▸ Material to process:
=======

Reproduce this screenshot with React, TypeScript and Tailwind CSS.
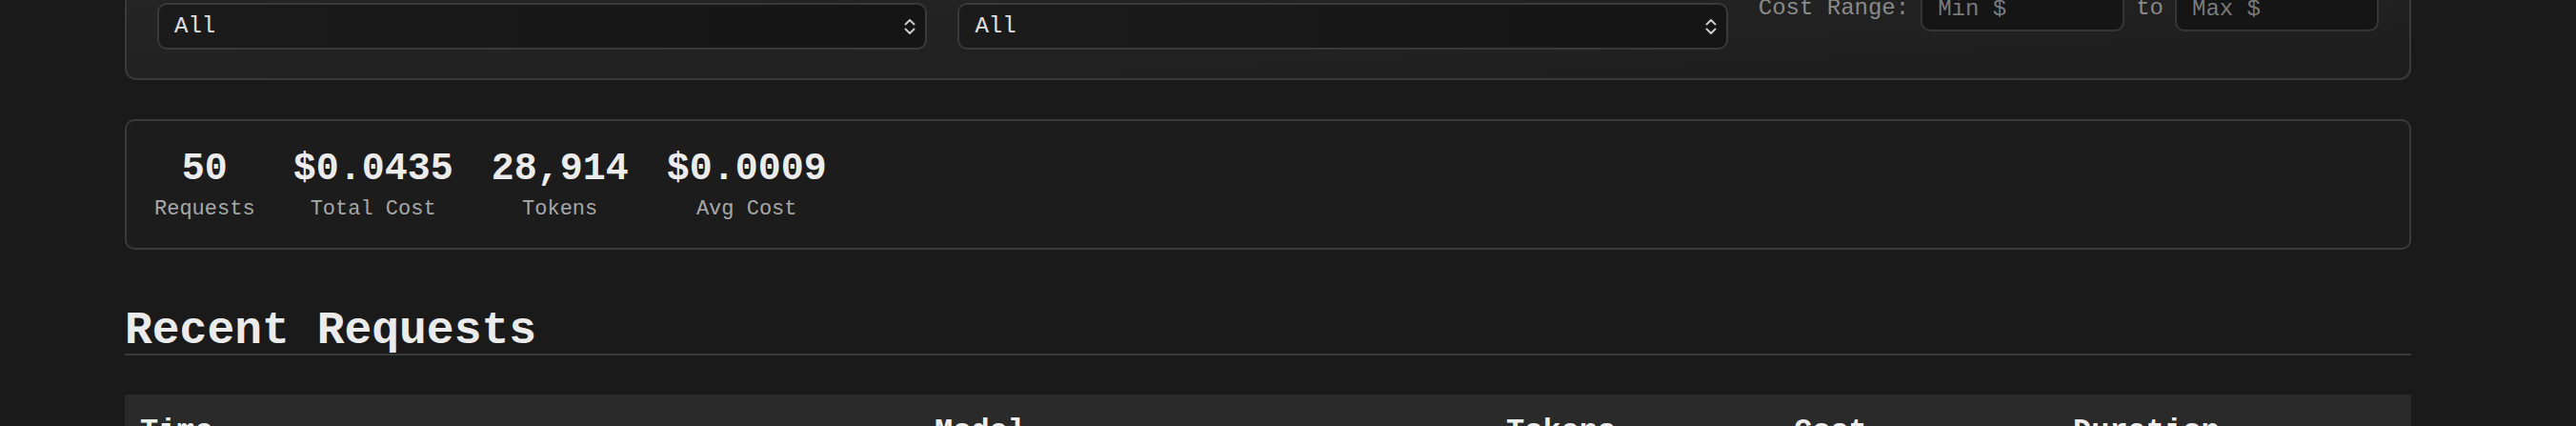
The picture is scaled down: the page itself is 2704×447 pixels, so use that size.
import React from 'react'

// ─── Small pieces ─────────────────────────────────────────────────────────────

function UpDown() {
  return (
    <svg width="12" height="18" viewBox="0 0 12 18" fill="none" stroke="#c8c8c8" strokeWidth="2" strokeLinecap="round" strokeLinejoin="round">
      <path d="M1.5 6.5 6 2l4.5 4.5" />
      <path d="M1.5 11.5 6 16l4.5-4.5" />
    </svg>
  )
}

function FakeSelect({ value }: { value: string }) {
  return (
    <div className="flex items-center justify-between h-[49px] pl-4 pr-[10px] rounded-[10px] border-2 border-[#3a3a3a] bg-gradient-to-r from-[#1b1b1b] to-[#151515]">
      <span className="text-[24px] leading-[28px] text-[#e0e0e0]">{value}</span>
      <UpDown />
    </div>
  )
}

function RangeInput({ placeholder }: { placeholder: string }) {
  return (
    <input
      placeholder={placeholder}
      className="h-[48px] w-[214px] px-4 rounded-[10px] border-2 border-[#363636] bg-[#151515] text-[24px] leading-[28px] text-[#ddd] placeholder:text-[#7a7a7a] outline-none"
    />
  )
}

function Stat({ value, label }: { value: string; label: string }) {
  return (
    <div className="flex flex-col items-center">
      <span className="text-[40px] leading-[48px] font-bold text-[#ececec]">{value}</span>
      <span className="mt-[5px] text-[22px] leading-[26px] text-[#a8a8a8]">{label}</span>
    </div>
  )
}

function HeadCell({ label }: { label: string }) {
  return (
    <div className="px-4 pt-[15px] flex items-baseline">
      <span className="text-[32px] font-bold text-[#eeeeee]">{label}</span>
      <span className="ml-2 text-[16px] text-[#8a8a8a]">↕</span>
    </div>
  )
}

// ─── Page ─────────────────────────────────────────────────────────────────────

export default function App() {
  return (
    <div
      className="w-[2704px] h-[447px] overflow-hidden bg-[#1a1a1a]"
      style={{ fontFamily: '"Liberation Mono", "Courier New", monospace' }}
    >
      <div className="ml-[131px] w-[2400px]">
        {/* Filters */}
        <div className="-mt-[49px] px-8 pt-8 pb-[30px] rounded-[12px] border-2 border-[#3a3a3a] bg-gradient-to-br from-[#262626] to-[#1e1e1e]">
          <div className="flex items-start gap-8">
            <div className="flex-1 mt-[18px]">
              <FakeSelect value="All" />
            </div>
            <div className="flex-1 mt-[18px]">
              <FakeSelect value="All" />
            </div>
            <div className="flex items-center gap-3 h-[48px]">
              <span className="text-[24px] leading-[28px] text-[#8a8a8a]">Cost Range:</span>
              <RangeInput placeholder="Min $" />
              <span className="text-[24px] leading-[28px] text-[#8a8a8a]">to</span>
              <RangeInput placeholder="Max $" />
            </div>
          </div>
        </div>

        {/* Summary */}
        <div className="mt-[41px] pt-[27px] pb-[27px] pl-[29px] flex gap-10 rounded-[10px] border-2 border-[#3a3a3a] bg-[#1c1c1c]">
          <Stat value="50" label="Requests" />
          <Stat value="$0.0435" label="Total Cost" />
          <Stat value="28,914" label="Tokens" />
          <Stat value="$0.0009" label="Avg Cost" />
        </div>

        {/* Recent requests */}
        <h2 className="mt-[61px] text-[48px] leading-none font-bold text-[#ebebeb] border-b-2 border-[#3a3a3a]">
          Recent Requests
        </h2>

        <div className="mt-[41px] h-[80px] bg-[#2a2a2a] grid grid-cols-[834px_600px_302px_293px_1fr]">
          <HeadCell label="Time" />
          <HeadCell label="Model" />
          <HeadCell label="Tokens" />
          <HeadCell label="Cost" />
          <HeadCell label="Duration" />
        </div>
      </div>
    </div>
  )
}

=======

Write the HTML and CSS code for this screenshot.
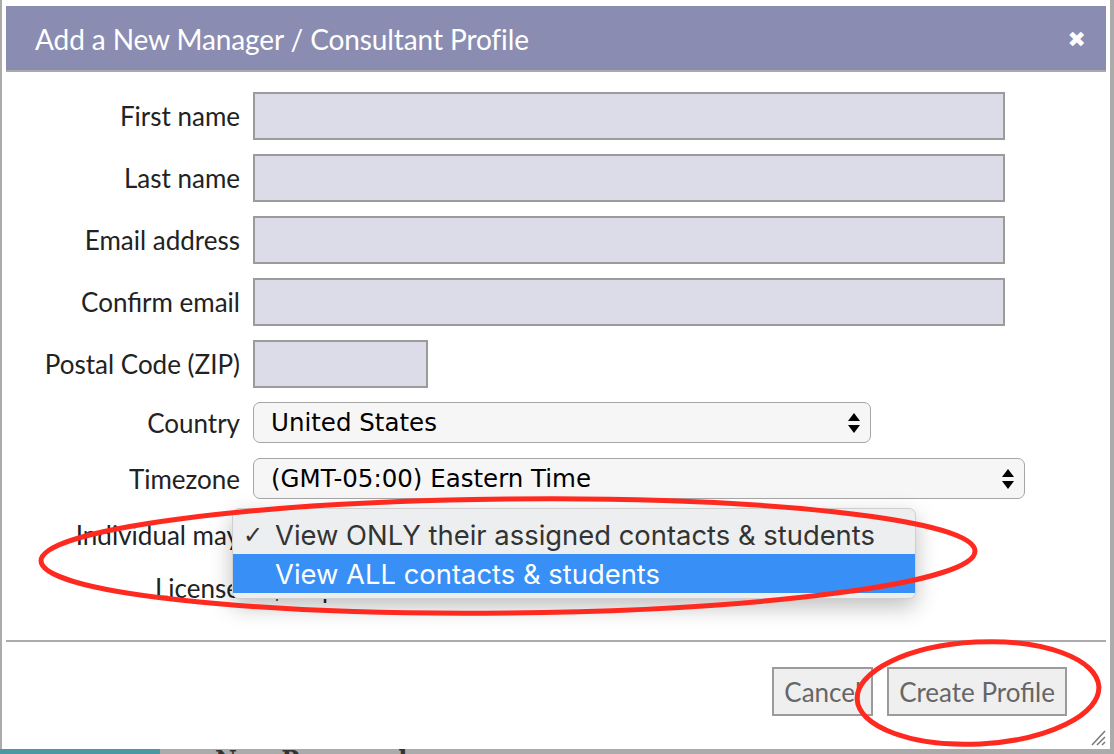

=======

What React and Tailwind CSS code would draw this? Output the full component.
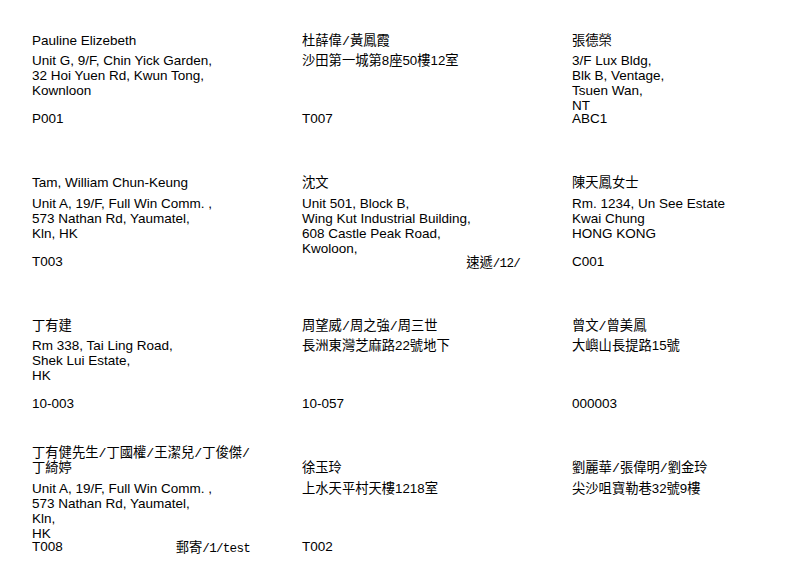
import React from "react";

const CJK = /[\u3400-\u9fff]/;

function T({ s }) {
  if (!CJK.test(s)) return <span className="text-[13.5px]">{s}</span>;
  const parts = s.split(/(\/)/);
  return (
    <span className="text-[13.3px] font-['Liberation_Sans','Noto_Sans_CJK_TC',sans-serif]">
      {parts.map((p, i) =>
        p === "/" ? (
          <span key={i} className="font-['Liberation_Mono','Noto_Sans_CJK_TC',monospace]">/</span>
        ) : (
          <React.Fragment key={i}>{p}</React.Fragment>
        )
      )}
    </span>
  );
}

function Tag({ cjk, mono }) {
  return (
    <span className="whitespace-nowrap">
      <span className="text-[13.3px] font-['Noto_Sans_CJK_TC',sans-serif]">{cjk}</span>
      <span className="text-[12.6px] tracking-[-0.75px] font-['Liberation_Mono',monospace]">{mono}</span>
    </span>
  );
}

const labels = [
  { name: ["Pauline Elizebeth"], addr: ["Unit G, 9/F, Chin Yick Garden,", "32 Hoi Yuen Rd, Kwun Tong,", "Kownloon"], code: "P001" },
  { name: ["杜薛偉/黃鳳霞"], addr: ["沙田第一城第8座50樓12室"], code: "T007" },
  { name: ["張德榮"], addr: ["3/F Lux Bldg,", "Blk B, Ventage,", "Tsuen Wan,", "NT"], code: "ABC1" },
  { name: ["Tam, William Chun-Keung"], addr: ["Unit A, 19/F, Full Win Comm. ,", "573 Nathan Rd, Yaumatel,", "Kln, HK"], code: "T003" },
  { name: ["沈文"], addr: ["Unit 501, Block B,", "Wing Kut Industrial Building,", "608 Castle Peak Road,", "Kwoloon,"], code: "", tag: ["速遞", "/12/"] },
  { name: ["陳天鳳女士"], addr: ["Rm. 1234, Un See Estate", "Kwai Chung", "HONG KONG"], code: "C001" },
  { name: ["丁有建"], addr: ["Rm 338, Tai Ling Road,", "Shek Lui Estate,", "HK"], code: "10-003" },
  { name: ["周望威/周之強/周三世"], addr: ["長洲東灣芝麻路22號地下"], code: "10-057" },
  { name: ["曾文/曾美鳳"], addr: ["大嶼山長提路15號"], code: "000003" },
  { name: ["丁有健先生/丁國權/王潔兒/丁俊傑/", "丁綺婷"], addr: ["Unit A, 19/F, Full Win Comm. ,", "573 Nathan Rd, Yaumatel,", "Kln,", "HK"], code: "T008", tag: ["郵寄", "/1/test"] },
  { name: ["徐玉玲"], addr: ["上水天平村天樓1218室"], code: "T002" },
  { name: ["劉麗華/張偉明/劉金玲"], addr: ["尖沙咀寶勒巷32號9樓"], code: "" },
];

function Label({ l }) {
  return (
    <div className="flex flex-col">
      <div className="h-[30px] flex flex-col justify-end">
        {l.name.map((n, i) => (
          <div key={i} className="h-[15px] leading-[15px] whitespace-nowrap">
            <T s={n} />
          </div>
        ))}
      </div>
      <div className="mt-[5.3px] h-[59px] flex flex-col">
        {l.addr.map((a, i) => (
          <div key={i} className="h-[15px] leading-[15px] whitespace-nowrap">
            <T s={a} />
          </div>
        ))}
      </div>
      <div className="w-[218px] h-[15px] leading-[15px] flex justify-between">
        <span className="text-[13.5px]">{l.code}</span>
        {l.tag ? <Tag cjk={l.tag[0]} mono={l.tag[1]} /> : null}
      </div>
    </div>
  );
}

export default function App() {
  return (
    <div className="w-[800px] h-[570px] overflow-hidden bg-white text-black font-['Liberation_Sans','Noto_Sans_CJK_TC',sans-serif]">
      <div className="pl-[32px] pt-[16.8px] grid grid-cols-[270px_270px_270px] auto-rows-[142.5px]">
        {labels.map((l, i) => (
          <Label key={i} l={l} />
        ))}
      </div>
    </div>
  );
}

=======

▸ What the exercise asks: Note every line above where the string "this" shows up, and copy those lines.

▸ Correct response:
Reproduce this screenshot with React, TypeScript and Tailwind CSS.
Write the HTML and CSS code for this screenshot.
What React and Tailwind CSS code would draw this? Output the full component.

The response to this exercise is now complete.